E ciò accadrà, perché le crisi comunque finiscono. Per questo motivo le banche centrali si rifiutano di inviare segnali forti di sostegno dell’attività produttiva, negando che sia un loro compito farlo, e sono prodighe di avvertimenti che prima o dopo devono rientrare nell’ortodossia delle gestioni monetarie. Fa eccezione la Fed americana che si è avventurata ad annunciare un orizzonte temporale pluriennale (fino a metà 2013) per la sua politica espansiva. È cosa nota che gli Stati Uniti pongono poca attenzione al valore del dollaro, che considerano la loro moneta, ma un nostro problema.
Infatti lo è ed è per questo motivo che tra le incognite dello sviluppo vi è anche l’andamento del cambio dollaro-yuan, i cui mutamenti, una volta risolta la crisi dell’euro, possono incidere sulla capacità di esportare delle imprese italiane attraverso rivalutazioni del cambio della moneta europea.
Va aggiunto che l’uso di un’unica lente di lettura dell’economia italiana non si adatta alla profonda spaccatura che si va accentuando tra Nord e Sud d’Italia, con andamenti che, per alcune regioni, Lombardia in testa, non possono lasciarle indifferenti, perché la domanda meridionale rappresenta una parte significativa del loro prodotto interno lordo. È quindi necessario estendere il campo visivo alla considerazione degli andamenti del Mezzogiorno, con una particolare attenzione alla natura e all’entità delle politiche di coesione europea e all’applicazione che di esse verrà data dal nuovo governo.

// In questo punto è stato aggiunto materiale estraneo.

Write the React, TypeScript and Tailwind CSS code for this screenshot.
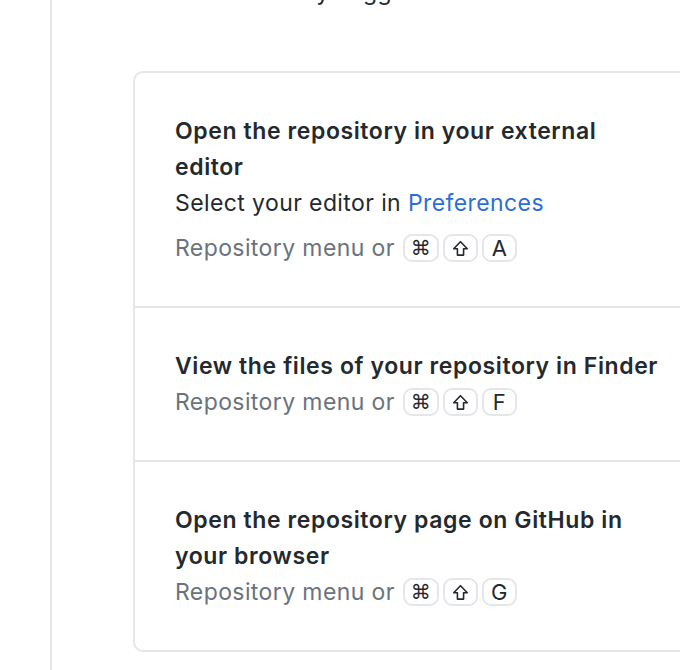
import React from 'react';

const ShiftIcon = () => (
  <svg width="17" height="17" viewBox="0 0 16 16" fill="none" stroke="currentColor" strokeWidth="1.5" strokeLinejoin="round">
    <path d="M8 1.6 L14.4 8.2 H10.9 V14.2 H5.1 V8.2 H1.6 Z" />
  </svg>
);

const Key = ({ children }: { children: React.ReactNode }) => (
  <kbd className="inline-flex h-[28px] min-w-[35px] items-center justify-center rounded-[9px] border-2 border-[#e4e6ea] bg-white px-[6px] text-[22px] leading-none tracking-normal text-[#24292e] font-['Inter',sans-serif]">
    {children}
  </kbd>
);

const Shortcut = ({ letter }: { letter: string }) => (
  <div className="flex h-[36px] items-center text-[#6a737d]">
    <span className="mr-[8px]">Repository menu or</span>
    <div className="flex gap-[4px]">
      <Key>
        <span className="font-['DejaVu_Sans',sans-serif] text-[20px]">⌘</span>
      </Key>
      <Key>
        <ShiftIcon />
      </Key>
      <Key>{letter}</Key>
    </div>
  </div>
);

const Row = ({ children, last }: { children: React.ReactNode; last?: boolean }) => (
  <div className={`px-[40px] py-[40px] ${last ? '' : 'border-b-2 border-[#e4e6ea]'}`}>{children}</div>
);

export default function App() {
  return (
    <div className="h-[670px] w-[680px] overflow-hidden bg-white font-['Inter',sans-serif] text-[23px] leading-[36px] tracking-[0.4px]">
      <div className="ml-[50px] flex h-full flex-col border-l-2 border-[#e4e6ea] pl-[81px]">
        <p className="-mt-[26px] whitespace-nowrap text-[#24292e]">
          are some friendly suggestions for what to do next.
        </p>
        <div className="mt-[61px] w-[640px] shrink-0 rounded-[10px] border-2 border-[#e4e6ea]">
          <Row>
            <div className="w-[470px] font-semibold tracking-[0.6px] text-[#24292e]">
              Open the repository in your external editor
            </div>
            <div className="mb-[9px] text-[#24292e]">
              Select your editor in <a className="text-[#2b6fd6]">Preferences</a>
            </div>
            <Shortcut letter="A" />
          </Row>
          <Row>
            <div className="whitespace-nowrap font-semibold tracking-[0.6px] text-[#24292e]">
              View the files of your repository in Finder
            </div>
            <Shortcut letter="F" />
          </Row>
          <Row last>
            <div className="w-[470px] font-semibold tracking-[0.6px] text-[#24292e]">
              Open the repository page on GitHub in your browser
            </div>
            <Shortcut letter="G" />
          </Row>
        </div>
      </div>
    </div>
  );
}
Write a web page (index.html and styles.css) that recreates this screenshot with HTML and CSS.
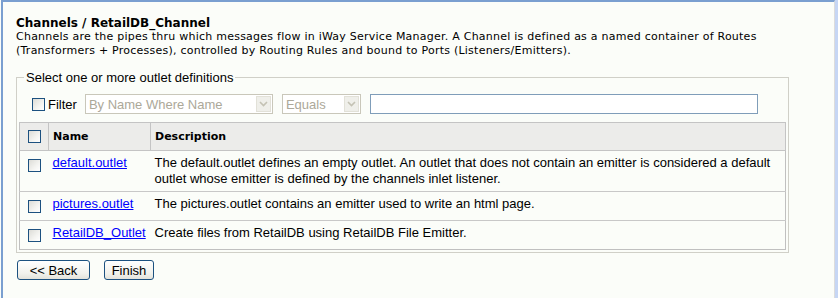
FILE: index.html
```html
<!DOCTYPE html>
<html lang="en">

<head>
   <meta charset="UTF-8">
   <title>Channels / RetailDB_Channel</title>
   <link rel="stylesheet" href="styles.css">
</head>

<body>
   <div class="frame">
      <h1 class="title">Channels / RetailDB_Channel</h1>
      <p class="intro">Channels are the pipes thru which messages flow in iWay Service Manager. A Channel is defined as a named container of Routes (Transformers + Processes), controlled by Routing Rules and bound to Ports (Listeners/Emitters).</p>

      <fieldset class="outlets">
         <legend>Select one or more outlet definitions</legend>

         <!-- filter bar -->
         <div class="filter-row">
            <label class="filter-label"><input type="checkbox" class="cb"> Filter</label>
            <div class="select select-field">
               <span class="select-value">By Name Where Name</span>
               <span class="select-arrow"><svg width="9" height="6" viewBox="0 0 9 6"><path d="M1 1 L4.5 4.5 L8 1" fill="none" stroke="#c4c2b4" stroke-width="1.6"/></svg></span>
            </div>
            <div class="select select-op">
               <span class="select-value">Equals</span>
               <span class="select-arrow"><svg width="9" height="6" viewBox="0 0 9 6"><path d="M1 1 L4.5 4.5 L8 1" fill="none" stroke="#c4c2b4" stroke-width="1.6"/></svg></span>
            </div>
            <input type="text" class="filter-text">
         </div>

         <table class="outlet-table">
            <tr>
               <th class="col-check"><input type="checkbox" class="cb"></th>
               <th class="col-name">Name</th>
               <th class="col-desc">Description</th>
            </tr>
            <tr>
               <td class="col-check"><input type="checkbox" class="cb"></td>
               <td class="col-name"><a href="#">default.outlet</a></td>
               <td class="col-desc">The default.outlet defines an empty outlet. An outlet that does not contain an emitter is considered a default outlet whose emitter is defined by the channels inlet listener.</td>
            </tr>
            <tr>
               <td class="col-check"><input type="checkbox" class="cb"></td>
               <td class="col-name"><a href="#">pictures.outlet</a></td>
               <td class="col-desc">The pictures.outlet contains an emitter used to write an html page.</td>
            </tr>
            <tr>
               <td class="col-check"><input type="checkbox" class="cb"></td>
               <td class="col-name"><a href="#">RetailDB_Outlet</a></td>
               <td class="col-desc">Create files from RetailDB using RetailDB File Emitter.</td>
            </tr>
         </table>
      </fieldset>

      <div class="buttons">
         <button class="btn btn-back">&lt;&lt; Back</button>
         <button class="btn btn-finish">Finish</button>
      </div>
   </div>
</body>

</html>
```

FILE: styles.css
```css
      body {
         margin: 0;
         background-color: #fbfdf9;
         font-family: "DejaVu Sans", Verdana, sans-serif;
         height: 100vh;
         overflow: hidden;
      }

      /* page frame with the blue border */
      .frame {
         margin-left: 1px;
         width: 834px;
         height: 100%;
         padding: 14px 0 0 13px;
         box-sizing: border-box;
         border-left: 2px solid #7a9fd0;
         border-top: 2px solid #7a9fd0;
         border-right: 1px solid #dcdcdc;
         box-shadow: 3px 0 0 #c6d6f4;
      }

      .title {
         margin: 0;
         font-size: 12px;
         line-height: 14px;
         font-weight: bold;
         color: #000;
      }

      .intro {
         margin: 0;
         width: 770px;
         font-size: 11px;
         line-height: 14px;
         letter-spacing: 0.24px;
         color: #000;
      }

      .outlets {
         margin: 12px 0 0 0;
         width: 773px;
         box-sizing: border-box;
         padding: 0 2px 2px 2px;
         border: 1px solid #d0d0c8;
         min-width: 0;
      }

      .outlets legend {
         margin-left: 5px;
         padding: 0 2px;
         font-family: "Liberation Sans", Arial, sans-serif;
         font-size: 13px;
         color: #000;
      }

      .filter-row {
         display: flex;
         align-items: center;
         height: 20px;
         margin-top: 9px;
         padding-left: 13px;
         font-family: "Liberation Sans", Arial, sans-serif;
         font-size: 13px;
      }

      .filter-label {
         display: flex;
         align-items: center;
         gap: 3px;
         margin-right: 8px;
      }

      /* XP style checkbox */
      .cb {
         appearance: none;
         -webkit-appearance: none;
         width: 13px;
         height: 13px;
         margin: 0;
         border: 1px solid #1c5180;
         box-sizing: border-box;
         background: linear-gradient(135deg, #dcdcd7 0%, #f4f4f1 60%, #ffffff 100%);
      }

      .select {
         display: flex;
         align-items: center;
         height: 20px;
         box-sizing: border-box;
         border: 1px solid #c9c7ba;
         background-color: #fff;
         color: #aca899;
      }

      .select-field {
         width: 188px;
         margin-right: 9px;
      }

      .select-op {
         width: 79px;
         margin-right: 9px;
      }

      .select-value {
         flex: 1;
         padding-left: 3px;
      }

      .select-arrow {
         display: flex;
         align-items: center;
         justify-content: center;
         width: 15px;
         height: 16px;
         margin-right: 1px;
         background-color: #efefea;
         border: 1px solid #e2e1d8;
         box-sizing: border-box;
      }

      .filter-text {
         width: 388px;
         height: 20px;
         box-sizing: border-box;
         border: 1px solid #7f9db9;
         margin: 0;
         padding: 0 3px;
         background-color: #fff;
      }

      .outlet-table {
         margin-top: 8px;
         width: 767px;
         border-collapse: collapse;
         table-layout: fixed;
         border: 1px solid #c0c0c0;
      }

      .outlet-table th {
         background-color: #ececea;
         border: 1px solid #c4c4c4;
         text-align: left;
         font-size: 11px;
         font-weight: bold;
         height: 27px;
         padding: 0 4px;
         vertical-align: middle;
      }

      .outlet-table td {
         border-top: 1px solid #c8c8c8;
         font-family: "Liberation Sans", Arial, sans-serif;
         font-size: 13px;
         line-height: 16px;
         padding: 4px;
         vertical-align: top;
      }

      .outlet-table .col-check {
         width: 28px;
         padding: 8px 0 7px 0;
      }

      .outlet-table th.col-check {
         padding: 0;
      }

      .outlet-table .cb {
         display: block;
         margin: 0 auto;
      }

      .outlet-table .col-name {
         width: 93px;
      }

      .outlet-table a {
         color: #0000ff;
      }

      .buttons {
         display: flex;
         gap: 14px;
         margin: 7px 0 0 1px;
      }

      .btn {
         height: 20px;
         padding: 0;
         border: 1px solid #1c5180;
         border-radius: 3px;
         background: linear-gradient(#ffffff, #f1f1ec 70%, #e3e2da);
         font-family: "Liberation Sans", Arial, sans-serif;
         font-size: 13px;
         color: #000;
         white-space: nowrap;
      }

      .btn-back {
         width: 73px;
      }

      .btn-finish {
         width: 50px;
      }
```
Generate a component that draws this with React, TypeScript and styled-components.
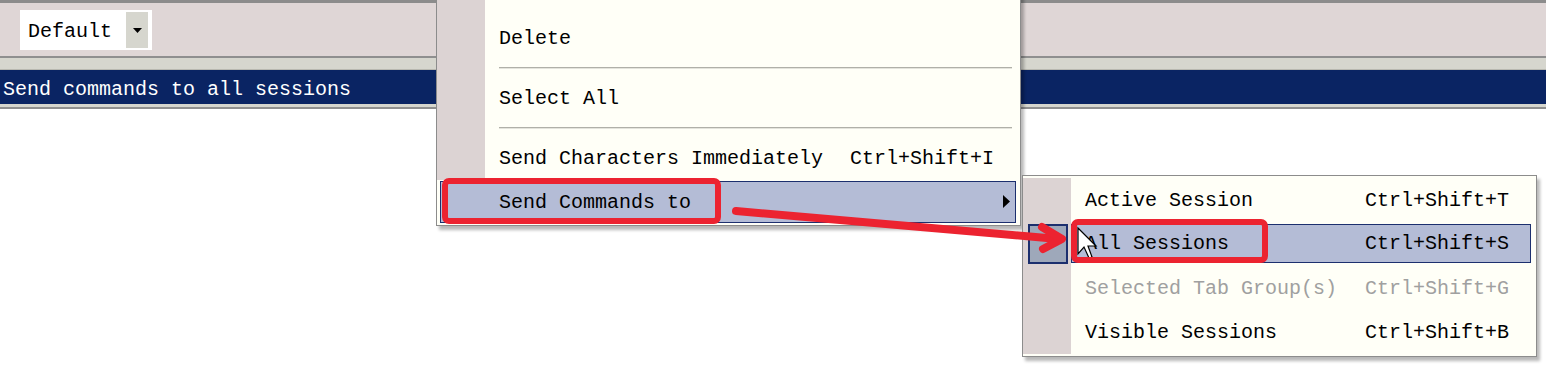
import styled, { createGlobalStyle } from "styled-components";

const GlobalStyle = createGlobalStyle`
  html, body {
    margin: 0;
    padding: 0;
    background: #ffffff;
    overflow: hidden;
  }
  body {
    font-family: "Liberation Mono", "DejaVu Sans Mono", monospace;
  }
`;

type Item =
  | { kind: "sep" }
  | {
      kind: "item";
      label: string;
      shortcut?: string;
      disabled?: boolean;
      active?: boolean;
      checked?: boolean;
      submenu?: boolean;
    };

const editItems: Item[] = [
  { kind: "item", label: "Paste", disabled: true },
  { kind: "item", label: "Delete" },
  { kind: "sep" },
  { kind: "item", label: "Select All" },
  { kind: "sep" },
  { kind: "item", label: "Send Characters Immediately", shortcut: "Ctrl+Shift+I" },
  { kind: "item", label: "Send Commands to", active: true, submenu: true },
];

const sendItems: Item[] = [
  { kind: "item", label: "Active Session", shortcut: "Ctrl+Shift+T" },
  { kind: "item", label: "All Sessions", shortcut: "Ctrl+Shift+S", active: true, checked: true },
  { kind: "item", label: "Selected Tab Group(s)", shortcut: "Ctrl+Shift+G", disabled: true },
  { kind: "item", label: "Visible Sessions", shortcut: "Ctrl+Shift+B" },
];

export default function App() {
  return (
    <>
      <GlobalStyle />
      <Screen>
        <Toolbar>
          <Combo>
            <ComboText>Default</ComboText>
            <ComboButton>
              <svg width="9" height="5" viewBox="0 0 9 5">
                <polygon points="0,0 9,0 4.5,5" fill="#000" />
              </svg>
            </ComboButton>
          </Combo>
        </Toolbar>
        <Band />
        <TitleBar>Send commands to all sessions</TitleBar>
        <Body />

        <EditMenu>
          {editItems.map((it, i) =>
            it.kind === "sep" ? (
              <SepRow key={i}>
                <Gutter />
                <SepLine $left={14} $right={8} />
              </SepRow>
            ) : (
              <Row key={i} $full={!!it.active}>
                <Gutter $hidden={!!it.active} />
                <RowBody $disabled={!!it.disabled} $labelWidth={351}>
                  <span>{it.label}</span>
                  <span>{it.shortcut}</span>
                  {it.submenu && (
                    <SubArrow width="7" height="13" viewBox="0 0 7 13">
                      <polygon points="0,0 7,6.5 0,13" fill="#000" />
                    </SubArrow>
                  )}
                </RowBody>
              </Row>
            )
          )}
        </EditMenu>

        <SendMenu>
          {sendItems.map((it, i) =>
            it.kind === "sep" ? null : (
              <SubRow key={i}>
                <SubGutter>
                  {it.checked && (
                    <CheckBox>
                      <svg width="10" height="9" viewBox="0 0 10 9">
                        <polyline points="1,5 4,8 9,1" fill="none" stroke="#000" strokeWidth="2" />
                      </svg>
                    </CheckBox>
                  )}
                </SubGutter>
                <SubBody $active={!!it.active} $disabled={!!it.disabled}>
                  <span>{it.label}</span>
                  <span>{it.shortcut}</span>
                </SubBody>
              </SubRow>
            )
          )}
        </SendMenu>

        <Annotations width="1546" height="390" viewBox="0 0 1546 390">
          <path
            d="M1078 228 L1078 254 L1084 247 L1089 258 L1092 257 L1088 246 L1096 246 Z"
            fill="#fff"
            stroke="#000"
            strokeWidth="1.2"
          />
          <rect x="445" y="181" width="273" height="40" rx="4" fill="none" stroke="#ec2330" strokeWidth="6" />
          <rect x="1074" y="222" width="191" height="38" rx="4" fill="none" stroke="#ec2330" strokeWidth="6" />
          <line x1="736" y1="211" x2="1058" y2="239" stroke="#ec2330" strokeWidth="8" strokeLinecap="round" />
          <polyline
            points="1042,227 1062,239 1043,249"
            fill="none"
            stroke="#ec2330"
            strokeWidth="8"
            strokeLinecap="round"
            strokeLinejoin="round"
          />
        </Annotations>
      </Screen>
    </>
  );
}

const Screen = styled.div`
  position: relative;
  width: 1546px;
  height: 390px;
  overflow: hidden;
  display: flex;
  flex-direction: column;
  font-family: "Liberation Mono", "DejaVu Sans Mono", monospace;
  font-size: 20px;
  color: #000;
`;

const Toolbar = styled.div`
  border-top: 3px solid #8c8c8c;
  border-bottom: 2px solid #8f8f8f;
  background: #dfd6d6;
  display: flex;
  align-items: flex-start;
  padding: 7px 0 0 20px;
  box-sizing: content-box;
  height: 46px;
`;

const Combo = styled.div`
  width: 132px;
  height: 40px;
  background: #fff;
  display: flex;
  align-items: center;
  justify-content: space-between;
  padding: 2px 4px 2px 8px;
  box-sizing: border-box;
`;

const ComboText = styled.span`
  line-height: 1;
  padding-top: 3px;
`;

const ComboButton = styled.div`
  width: 22px;
  height: 36px;
  background: #d6d6ce;
  display: flex;
  align-items: center;
  justify-content: center;
`;

const Band = styled.div`
  height: 11px;
  background: #d6d6ce;
  border-bottom: 1px solid #b8b8b0;
`;

const TitleBar = styled.div`
  height: 34px;
  box-sizing: border-box;
  background: #0a2463;
  color: #fff;
  display: flex;
  align-items: center;
  padding: 4px 0 0 3px;
  border-bottom: 3px solid #d6d6ce;
  height: 37px;
`;

const Body = styled.div`
  flex: 1;
  background: #fff;
  border-top: 2px solid #8f8f8f;
`;

const MenuBase = styled.div`
  position: absolute;
  background: #fffff7;
  border: 1px solid #8c8c8c;
  box-shadow: 3px 4px 3px rgba(0, 0, 0, 0.28);
  box-sizing: border-box;
  display: flex;
  flex-direction: column;
`;

const EditMenu = styled(MenuBase)`
  left: 436px;
  top: -32px;
  width: 585px;
  padding: 3px 0 2px 0;
`;

const SendMenu = styled(MenuBase)`
  left: 1022px;
  top: 175px;
  width: 515px;
  padding: 2px 0 2px 0;
`;

const Row = styled.div<{ $full: boolean }>`
  display: flex;
  position: relative;
  margin: ${(p) => (p.$full ? "1px 4px 0 3px" : "0")};
  background: ${(p) => (p.$full ? "#b4bcd6" : "transparent")};
  border: ${(p) => (p.$full ? "1px solid #1c2f6e" : "none")};
  height: ${(p) => (p.$full ? "40px" : "44px")};
`;

const Gutter = styled.div<{ $hidden?: boolean }>`
  width: ${(p) => (p.$hidden ? "44px" : "48px")};
  flex: none;
  background: ${(p) => (p.$hidden ? "transparent" : "#dcd3d3")};
`;

const RowBody = styled.div<{ $disabled: boolean; $labelWidth: number }>`
  flex: 1;
  display: flex;
  align-items: center;
  padding-left: 14px;
  color: ${(p) => (p.$disabled ? "#a0a0a0" : "#000")};
  white-space: pre;
  span:first-child {
    width: ${(p) => p.$labelWidth}px;
  }
`;

const SubArrow = styled.svg`
  position: absolute;
  right: 5px;
  top: 13px;
`;

const SepRow = styled.div`
  height: 16px;
  display: flex;
`;

const SepLine = styled.div<{ $left: number; $right: number }>`
  flex: 1;
  margin: 7px ${(p) => p.$right}px 0 ${(p) => p.$left}px;
  height: 1px;
  background: #b0b0a8;
  border-bottom: 1px solid #e4e4dc;
`;

const SubRow = styled.div`
  height: 44px;
  display: flex;
`;

const SubGutter = styled.div`
  width: 48px;
  flex: none;
  background: #dcd3d3;
  display: flex;
  align-items: center;
  justify-content: center;
`;

const CheckBox = styled.div`
  width: 40px;
  height: 40px;
  box-sizing: border-box;
  margin-left: 2px;
  background: #9ea8ba;
  border: 2px solid #1c2f6e;
  display: flex;
  align-items: center;
  justify-content: center;
`;

const SubBody = styled.div<{ $active: boolean; $disabled: boolean }>`
  flex: 1;
  display: flex;
  align-items: center;
  margin: ${(p) => (p.$active ? "2px 5px 3px 0" : "0")};
  padding-left: ${(p) => (p.$active ? "13px" : "14px")};
  background: ${(p) => (p.$active ? "#b4bcd6" : "transparent")};
  border: ${(p) => (p.$active ? "1px solid #1c2f6e" : "none")};
  color: ${(p) => (p.$disabled ? "#a0a0a0" : "#000")};
  white-space: pre;
  span:first-child {
    width: 280px;
  }
`;

const Annotations = styled.svg`
  position: absolute;
  left: 0;
  top: 0;
  pointer-events: none;
`;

Se esso non si indirizzerà a pioggia, come in passato, ma rafforzerà le esportazioni e la sostituzione di importazioni dall’esterno con prodotti locali, dal Sud potrebbe provenire un contributo positivo alla stabilità economica e sociale dell’intero Paese. Le crisi affrontate dall’Italia nel corso dei 150 anni della sua storia, che quest’anno celebriamo, testimoniano che i problemi italiani non covano nell’economia, ma nella società.